Courts evaluate whether proposed education or training is reasonable and likely to lead to improved earning capacity. A plan to complete a bachelor's degree in a marketable field may receive support, while pursuing an advanced degree in a field with limited job prospects might not. The time required and the ultimate earnings potential affect both whether such support is appropriate and for how long it should continue.
Property Division and Assets
Alimony and property division are interconnected aspects of divorce that courts consider together. A spouse who receives a larger share of marital property may need less ongoing support, while a spouse with limited property awards may need more. The income-producing potential of divided assets, such as investments, rental properties, or retirement accounts, factors into the overall financial picture.
Some couples negotiate trade-offs between property division and alimony. Accepting a larger share of the marital home in exchange for reduced or eliminated alimony can provide stability and avoid ongoing financial ties.

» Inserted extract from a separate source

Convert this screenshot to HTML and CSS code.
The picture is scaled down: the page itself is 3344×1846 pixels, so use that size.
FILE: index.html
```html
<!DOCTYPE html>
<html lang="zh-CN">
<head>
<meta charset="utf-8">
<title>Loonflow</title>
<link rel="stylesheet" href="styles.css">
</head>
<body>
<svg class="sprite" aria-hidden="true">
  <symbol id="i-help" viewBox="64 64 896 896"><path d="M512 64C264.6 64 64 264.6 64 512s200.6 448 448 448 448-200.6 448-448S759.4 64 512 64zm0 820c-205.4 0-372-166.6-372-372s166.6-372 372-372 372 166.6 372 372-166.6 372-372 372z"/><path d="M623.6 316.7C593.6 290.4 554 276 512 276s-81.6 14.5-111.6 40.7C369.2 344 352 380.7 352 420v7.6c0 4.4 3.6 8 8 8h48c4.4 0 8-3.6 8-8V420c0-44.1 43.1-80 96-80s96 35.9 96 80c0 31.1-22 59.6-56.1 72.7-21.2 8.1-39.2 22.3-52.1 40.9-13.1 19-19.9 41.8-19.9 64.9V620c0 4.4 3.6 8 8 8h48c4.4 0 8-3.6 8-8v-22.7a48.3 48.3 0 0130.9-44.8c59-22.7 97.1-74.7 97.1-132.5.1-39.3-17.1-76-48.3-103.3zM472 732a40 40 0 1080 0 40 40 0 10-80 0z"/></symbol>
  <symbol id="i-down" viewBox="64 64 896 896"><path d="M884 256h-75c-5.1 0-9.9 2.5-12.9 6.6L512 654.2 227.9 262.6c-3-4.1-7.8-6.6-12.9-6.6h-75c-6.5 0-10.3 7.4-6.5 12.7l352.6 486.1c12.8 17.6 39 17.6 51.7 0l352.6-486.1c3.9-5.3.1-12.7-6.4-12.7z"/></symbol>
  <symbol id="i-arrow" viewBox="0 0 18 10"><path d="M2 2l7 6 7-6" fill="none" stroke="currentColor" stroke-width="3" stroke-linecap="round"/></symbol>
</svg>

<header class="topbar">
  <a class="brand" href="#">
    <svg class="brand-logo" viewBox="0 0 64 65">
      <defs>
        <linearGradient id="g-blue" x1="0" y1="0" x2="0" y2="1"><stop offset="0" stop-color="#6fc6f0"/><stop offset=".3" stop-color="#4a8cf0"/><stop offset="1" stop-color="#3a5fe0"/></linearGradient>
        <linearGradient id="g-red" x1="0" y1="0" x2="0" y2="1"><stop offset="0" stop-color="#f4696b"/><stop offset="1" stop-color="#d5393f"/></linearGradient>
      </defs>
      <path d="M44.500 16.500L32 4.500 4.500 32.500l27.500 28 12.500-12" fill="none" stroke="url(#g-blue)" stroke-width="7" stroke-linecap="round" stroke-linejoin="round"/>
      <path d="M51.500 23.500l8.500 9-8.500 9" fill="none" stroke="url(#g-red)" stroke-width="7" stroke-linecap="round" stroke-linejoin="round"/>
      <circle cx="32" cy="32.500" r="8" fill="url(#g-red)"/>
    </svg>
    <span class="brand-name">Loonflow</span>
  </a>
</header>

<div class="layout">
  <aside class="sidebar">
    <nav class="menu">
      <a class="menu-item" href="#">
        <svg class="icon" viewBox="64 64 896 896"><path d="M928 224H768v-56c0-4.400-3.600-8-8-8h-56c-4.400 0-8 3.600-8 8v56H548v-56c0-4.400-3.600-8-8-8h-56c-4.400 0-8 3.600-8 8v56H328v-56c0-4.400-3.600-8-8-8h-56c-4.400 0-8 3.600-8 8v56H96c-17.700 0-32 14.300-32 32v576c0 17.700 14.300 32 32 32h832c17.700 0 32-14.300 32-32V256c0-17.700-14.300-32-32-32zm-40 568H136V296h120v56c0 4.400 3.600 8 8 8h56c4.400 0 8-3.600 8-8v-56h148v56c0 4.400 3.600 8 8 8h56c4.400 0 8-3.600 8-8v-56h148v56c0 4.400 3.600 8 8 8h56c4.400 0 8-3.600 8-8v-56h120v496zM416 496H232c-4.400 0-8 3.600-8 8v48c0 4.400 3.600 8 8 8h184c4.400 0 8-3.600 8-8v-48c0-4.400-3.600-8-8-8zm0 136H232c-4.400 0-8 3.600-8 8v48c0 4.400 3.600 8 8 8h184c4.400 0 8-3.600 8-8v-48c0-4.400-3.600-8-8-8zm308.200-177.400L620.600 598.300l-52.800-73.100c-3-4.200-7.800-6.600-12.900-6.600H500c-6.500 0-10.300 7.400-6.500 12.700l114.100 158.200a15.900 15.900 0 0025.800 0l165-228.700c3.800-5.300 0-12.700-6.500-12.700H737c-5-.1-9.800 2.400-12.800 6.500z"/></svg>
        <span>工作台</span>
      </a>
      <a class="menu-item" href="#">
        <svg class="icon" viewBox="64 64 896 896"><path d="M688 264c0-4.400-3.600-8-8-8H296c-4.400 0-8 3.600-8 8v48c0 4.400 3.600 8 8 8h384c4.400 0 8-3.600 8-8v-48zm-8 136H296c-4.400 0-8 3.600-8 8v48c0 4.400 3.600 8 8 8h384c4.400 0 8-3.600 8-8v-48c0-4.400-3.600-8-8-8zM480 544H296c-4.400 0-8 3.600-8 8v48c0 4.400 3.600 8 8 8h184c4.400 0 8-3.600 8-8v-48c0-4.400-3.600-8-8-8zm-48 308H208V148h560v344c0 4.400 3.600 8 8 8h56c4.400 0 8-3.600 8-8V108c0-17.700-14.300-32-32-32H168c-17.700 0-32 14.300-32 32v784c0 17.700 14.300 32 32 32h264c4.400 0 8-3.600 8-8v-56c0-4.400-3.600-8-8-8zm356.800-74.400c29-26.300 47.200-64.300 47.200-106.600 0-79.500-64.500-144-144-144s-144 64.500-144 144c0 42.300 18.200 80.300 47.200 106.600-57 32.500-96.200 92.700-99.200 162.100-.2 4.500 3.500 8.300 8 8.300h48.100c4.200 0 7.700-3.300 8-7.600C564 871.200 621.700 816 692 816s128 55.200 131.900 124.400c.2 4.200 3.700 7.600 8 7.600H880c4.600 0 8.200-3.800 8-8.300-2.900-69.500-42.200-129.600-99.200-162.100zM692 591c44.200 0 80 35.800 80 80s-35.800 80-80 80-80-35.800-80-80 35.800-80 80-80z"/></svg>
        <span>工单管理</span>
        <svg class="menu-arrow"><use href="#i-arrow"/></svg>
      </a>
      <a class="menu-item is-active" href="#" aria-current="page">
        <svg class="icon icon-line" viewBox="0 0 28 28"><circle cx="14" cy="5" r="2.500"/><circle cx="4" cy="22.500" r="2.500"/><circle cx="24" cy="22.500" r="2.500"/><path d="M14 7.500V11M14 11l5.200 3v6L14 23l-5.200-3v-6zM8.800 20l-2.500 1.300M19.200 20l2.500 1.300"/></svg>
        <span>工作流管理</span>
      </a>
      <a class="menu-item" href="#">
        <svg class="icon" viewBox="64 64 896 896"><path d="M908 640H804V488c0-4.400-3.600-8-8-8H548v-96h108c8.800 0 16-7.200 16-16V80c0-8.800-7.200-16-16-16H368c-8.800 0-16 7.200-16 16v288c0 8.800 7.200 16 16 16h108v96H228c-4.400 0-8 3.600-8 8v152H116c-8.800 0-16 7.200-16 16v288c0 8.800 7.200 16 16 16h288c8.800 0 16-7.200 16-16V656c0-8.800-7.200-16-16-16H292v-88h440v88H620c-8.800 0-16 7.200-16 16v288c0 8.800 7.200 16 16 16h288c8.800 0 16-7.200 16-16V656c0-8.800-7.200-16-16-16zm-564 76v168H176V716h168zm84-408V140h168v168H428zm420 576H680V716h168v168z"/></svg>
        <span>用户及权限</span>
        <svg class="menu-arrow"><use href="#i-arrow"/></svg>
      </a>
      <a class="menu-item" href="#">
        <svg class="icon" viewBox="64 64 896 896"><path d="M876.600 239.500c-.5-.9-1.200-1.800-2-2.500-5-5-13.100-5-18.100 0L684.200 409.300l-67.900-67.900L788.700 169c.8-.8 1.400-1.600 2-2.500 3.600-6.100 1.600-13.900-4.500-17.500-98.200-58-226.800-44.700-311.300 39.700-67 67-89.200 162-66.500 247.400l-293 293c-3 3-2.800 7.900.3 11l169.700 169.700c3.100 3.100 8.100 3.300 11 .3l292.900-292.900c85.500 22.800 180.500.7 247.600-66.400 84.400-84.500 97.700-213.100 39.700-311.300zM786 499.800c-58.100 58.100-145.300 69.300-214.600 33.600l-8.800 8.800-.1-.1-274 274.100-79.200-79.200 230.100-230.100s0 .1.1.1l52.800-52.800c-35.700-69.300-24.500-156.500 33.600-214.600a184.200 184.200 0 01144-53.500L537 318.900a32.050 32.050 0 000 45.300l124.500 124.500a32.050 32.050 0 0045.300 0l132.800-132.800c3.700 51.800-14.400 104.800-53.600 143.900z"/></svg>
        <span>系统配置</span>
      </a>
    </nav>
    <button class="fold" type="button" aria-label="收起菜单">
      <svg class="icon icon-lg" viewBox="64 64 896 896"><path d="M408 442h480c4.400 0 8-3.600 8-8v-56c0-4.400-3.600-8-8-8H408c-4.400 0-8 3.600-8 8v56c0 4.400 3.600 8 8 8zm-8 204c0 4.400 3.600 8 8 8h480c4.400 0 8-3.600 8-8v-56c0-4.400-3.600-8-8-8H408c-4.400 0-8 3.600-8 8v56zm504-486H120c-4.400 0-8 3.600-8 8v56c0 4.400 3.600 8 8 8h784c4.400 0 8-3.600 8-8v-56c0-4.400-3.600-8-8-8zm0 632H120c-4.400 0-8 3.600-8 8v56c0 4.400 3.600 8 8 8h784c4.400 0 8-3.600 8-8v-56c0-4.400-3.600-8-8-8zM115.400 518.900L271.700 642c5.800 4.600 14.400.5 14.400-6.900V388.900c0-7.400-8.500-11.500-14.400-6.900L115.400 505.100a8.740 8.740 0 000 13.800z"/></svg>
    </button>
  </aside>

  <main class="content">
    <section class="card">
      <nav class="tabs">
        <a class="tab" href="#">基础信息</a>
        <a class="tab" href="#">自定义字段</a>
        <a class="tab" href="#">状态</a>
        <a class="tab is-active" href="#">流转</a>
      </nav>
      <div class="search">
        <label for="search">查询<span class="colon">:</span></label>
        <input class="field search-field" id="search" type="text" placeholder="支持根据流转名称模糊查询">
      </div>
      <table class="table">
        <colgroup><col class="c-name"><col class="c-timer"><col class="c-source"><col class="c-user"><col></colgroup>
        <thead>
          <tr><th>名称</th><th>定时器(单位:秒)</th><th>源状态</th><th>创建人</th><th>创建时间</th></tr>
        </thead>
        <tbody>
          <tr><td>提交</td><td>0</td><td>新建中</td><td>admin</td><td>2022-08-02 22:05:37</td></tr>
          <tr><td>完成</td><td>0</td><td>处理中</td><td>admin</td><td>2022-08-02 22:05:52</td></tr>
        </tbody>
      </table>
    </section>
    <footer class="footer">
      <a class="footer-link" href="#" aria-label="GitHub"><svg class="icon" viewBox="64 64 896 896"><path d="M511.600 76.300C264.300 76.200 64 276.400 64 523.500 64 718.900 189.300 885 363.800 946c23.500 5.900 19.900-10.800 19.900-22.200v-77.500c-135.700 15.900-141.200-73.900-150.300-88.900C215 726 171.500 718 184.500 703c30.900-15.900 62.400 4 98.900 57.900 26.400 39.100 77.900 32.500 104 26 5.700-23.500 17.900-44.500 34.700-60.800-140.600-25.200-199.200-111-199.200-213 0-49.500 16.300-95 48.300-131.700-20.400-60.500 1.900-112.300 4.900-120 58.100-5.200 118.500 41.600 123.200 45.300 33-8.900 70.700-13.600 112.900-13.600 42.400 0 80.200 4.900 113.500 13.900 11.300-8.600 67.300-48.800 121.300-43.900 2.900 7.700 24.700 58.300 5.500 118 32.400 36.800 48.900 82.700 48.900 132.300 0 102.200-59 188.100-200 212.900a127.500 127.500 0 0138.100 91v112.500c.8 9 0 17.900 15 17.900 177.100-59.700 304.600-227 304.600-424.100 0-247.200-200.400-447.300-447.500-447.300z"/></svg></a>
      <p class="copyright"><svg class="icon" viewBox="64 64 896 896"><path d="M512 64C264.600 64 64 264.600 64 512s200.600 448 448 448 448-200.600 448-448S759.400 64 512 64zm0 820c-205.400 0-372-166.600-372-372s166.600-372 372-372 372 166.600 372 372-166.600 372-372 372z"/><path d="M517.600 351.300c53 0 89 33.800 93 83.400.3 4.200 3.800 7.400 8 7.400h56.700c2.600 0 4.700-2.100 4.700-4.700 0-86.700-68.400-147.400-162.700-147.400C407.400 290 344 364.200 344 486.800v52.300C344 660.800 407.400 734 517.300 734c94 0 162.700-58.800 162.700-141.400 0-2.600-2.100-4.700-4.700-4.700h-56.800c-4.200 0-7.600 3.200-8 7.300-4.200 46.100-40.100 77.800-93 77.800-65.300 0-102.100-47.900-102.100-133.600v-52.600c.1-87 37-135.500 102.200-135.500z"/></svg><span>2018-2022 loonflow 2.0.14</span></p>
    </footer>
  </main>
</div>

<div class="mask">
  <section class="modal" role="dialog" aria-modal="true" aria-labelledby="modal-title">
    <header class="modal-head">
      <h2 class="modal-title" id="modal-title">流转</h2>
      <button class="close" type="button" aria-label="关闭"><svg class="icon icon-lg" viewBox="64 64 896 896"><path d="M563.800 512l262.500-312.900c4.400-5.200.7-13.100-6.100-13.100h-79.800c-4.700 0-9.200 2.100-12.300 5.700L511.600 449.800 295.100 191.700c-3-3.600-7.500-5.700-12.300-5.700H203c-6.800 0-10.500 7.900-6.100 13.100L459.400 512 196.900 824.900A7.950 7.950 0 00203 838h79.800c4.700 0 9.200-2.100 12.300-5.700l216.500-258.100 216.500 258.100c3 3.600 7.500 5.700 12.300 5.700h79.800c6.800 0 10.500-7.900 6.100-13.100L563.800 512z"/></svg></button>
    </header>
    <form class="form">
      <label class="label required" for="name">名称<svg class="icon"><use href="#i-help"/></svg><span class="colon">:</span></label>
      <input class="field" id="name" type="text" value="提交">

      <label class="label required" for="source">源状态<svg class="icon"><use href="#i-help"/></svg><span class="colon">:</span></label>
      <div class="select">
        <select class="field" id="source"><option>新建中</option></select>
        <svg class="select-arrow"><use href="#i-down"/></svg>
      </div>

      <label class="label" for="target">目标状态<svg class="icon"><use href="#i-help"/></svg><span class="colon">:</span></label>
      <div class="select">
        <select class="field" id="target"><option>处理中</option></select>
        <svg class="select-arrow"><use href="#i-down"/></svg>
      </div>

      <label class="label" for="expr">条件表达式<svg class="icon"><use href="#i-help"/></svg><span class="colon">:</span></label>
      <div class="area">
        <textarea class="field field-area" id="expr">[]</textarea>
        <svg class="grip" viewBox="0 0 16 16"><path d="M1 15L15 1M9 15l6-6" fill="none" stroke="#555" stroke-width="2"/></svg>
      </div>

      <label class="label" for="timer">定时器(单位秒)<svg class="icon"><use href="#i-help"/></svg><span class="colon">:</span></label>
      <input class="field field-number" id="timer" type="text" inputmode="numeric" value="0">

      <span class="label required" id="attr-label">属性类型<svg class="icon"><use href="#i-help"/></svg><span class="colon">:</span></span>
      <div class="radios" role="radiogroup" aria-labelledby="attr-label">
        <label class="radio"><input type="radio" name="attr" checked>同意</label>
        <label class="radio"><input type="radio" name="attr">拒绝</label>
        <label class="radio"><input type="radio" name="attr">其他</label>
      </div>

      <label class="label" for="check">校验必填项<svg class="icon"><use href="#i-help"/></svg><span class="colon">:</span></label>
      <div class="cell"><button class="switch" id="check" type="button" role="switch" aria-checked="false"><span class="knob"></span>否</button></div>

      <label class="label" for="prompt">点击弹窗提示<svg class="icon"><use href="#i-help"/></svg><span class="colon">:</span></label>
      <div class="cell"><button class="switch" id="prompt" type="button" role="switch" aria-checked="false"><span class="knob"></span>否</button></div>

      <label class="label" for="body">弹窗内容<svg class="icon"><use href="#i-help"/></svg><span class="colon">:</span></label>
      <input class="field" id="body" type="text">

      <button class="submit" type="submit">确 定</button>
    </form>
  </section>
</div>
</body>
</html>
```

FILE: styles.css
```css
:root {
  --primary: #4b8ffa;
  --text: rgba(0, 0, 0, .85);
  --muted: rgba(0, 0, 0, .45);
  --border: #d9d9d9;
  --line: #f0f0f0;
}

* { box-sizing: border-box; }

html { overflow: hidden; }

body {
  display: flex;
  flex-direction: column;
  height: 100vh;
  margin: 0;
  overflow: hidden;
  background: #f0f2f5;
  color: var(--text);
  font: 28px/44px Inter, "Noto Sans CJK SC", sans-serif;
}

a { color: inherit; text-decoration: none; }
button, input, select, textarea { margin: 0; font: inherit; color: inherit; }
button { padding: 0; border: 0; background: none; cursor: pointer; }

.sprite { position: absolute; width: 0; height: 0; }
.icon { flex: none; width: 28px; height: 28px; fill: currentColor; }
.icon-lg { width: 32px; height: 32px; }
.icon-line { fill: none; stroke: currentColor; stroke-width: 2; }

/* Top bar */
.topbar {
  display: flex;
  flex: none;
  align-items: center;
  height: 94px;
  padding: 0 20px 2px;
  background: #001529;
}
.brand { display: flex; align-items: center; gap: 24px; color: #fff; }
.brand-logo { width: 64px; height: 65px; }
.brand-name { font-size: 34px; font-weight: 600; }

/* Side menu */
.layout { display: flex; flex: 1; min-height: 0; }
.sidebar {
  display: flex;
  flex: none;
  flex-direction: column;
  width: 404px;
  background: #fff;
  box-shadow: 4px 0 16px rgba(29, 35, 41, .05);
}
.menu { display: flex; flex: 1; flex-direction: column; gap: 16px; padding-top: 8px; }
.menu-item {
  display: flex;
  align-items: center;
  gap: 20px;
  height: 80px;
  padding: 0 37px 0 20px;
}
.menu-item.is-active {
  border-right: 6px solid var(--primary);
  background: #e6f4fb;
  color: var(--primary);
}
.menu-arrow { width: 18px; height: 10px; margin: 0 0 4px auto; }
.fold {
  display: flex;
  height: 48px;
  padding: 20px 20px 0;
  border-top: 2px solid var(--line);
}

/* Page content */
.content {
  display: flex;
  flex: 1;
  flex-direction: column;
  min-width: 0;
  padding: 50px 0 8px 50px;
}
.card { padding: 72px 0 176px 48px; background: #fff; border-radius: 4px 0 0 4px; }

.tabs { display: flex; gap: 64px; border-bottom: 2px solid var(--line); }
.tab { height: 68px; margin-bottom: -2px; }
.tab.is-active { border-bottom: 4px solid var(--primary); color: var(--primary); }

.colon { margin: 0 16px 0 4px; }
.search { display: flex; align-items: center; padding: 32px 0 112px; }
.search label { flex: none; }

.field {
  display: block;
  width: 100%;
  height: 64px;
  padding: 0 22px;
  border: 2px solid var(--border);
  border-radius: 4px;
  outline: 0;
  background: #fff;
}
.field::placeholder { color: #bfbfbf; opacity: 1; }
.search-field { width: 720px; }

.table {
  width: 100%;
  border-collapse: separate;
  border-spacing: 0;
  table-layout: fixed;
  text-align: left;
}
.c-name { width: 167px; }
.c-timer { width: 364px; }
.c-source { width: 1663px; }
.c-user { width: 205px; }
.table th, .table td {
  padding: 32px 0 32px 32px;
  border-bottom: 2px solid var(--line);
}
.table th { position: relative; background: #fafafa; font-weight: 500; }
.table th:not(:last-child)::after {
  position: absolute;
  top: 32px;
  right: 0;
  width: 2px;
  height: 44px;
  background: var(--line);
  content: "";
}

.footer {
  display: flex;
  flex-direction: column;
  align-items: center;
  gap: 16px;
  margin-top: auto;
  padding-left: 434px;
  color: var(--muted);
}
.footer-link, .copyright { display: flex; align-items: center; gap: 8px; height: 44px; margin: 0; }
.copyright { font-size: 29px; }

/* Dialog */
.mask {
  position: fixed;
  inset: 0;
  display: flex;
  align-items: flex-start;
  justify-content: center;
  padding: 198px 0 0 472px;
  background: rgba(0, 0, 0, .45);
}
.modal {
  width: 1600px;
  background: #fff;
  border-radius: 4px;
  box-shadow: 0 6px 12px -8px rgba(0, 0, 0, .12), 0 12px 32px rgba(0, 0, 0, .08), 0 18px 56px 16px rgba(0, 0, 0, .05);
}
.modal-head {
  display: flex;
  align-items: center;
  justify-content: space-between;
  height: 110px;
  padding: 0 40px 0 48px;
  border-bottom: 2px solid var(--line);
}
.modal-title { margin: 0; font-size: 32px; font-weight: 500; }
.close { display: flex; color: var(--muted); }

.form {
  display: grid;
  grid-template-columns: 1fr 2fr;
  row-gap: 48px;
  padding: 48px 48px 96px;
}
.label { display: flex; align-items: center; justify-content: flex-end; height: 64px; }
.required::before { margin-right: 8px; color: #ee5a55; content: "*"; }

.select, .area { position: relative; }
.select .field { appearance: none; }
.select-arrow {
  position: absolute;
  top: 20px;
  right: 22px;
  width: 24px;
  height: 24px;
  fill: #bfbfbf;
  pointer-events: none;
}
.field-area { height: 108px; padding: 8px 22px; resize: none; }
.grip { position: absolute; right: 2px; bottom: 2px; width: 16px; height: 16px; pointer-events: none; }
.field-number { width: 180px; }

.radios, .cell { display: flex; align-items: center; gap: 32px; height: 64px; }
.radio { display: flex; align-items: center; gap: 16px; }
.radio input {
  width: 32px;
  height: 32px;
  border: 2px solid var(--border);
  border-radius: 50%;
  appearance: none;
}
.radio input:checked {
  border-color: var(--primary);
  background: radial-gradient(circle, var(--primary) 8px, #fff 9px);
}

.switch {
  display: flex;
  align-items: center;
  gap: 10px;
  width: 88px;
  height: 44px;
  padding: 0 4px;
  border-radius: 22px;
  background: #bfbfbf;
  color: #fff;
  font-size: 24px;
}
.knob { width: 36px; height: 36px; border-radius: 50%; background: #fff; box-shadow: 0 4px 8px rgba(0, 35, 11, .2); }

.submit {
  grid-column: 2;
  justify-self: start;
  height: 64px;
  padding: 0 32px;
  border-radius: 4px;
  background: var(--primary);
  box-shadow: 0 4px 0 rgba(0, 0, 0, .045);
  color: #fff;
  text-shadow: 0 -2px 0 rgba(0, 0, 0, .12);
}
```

These negotiations require careful analysis of the long-term implications, including tax consequences and the security of different types of assets.
Marital Misconduct
Whether marital misconduct affects alimony varies significantly by state. Some states are purely no-fault and prohibit consideration of misconduct in financial determinations. Others allow fault to be considered in alimony decisions, particularly when misconduct directly affected marital finances. Economic misconduct such as dissipating assets or hiding income may be considered even in states that otherwise ignore fault.
Where fault is relevant, adultery, abuse, abandonment, or other serious misconduct by either spouse may increase or decrease alimony awards. However, the trend has been toward reducing the role of fault in financial determinations, focusing instead on economic factors that bear directly on each spouse's needs and abilities. Understanding how your state treats fault helps you evaluate its likely impact on your case.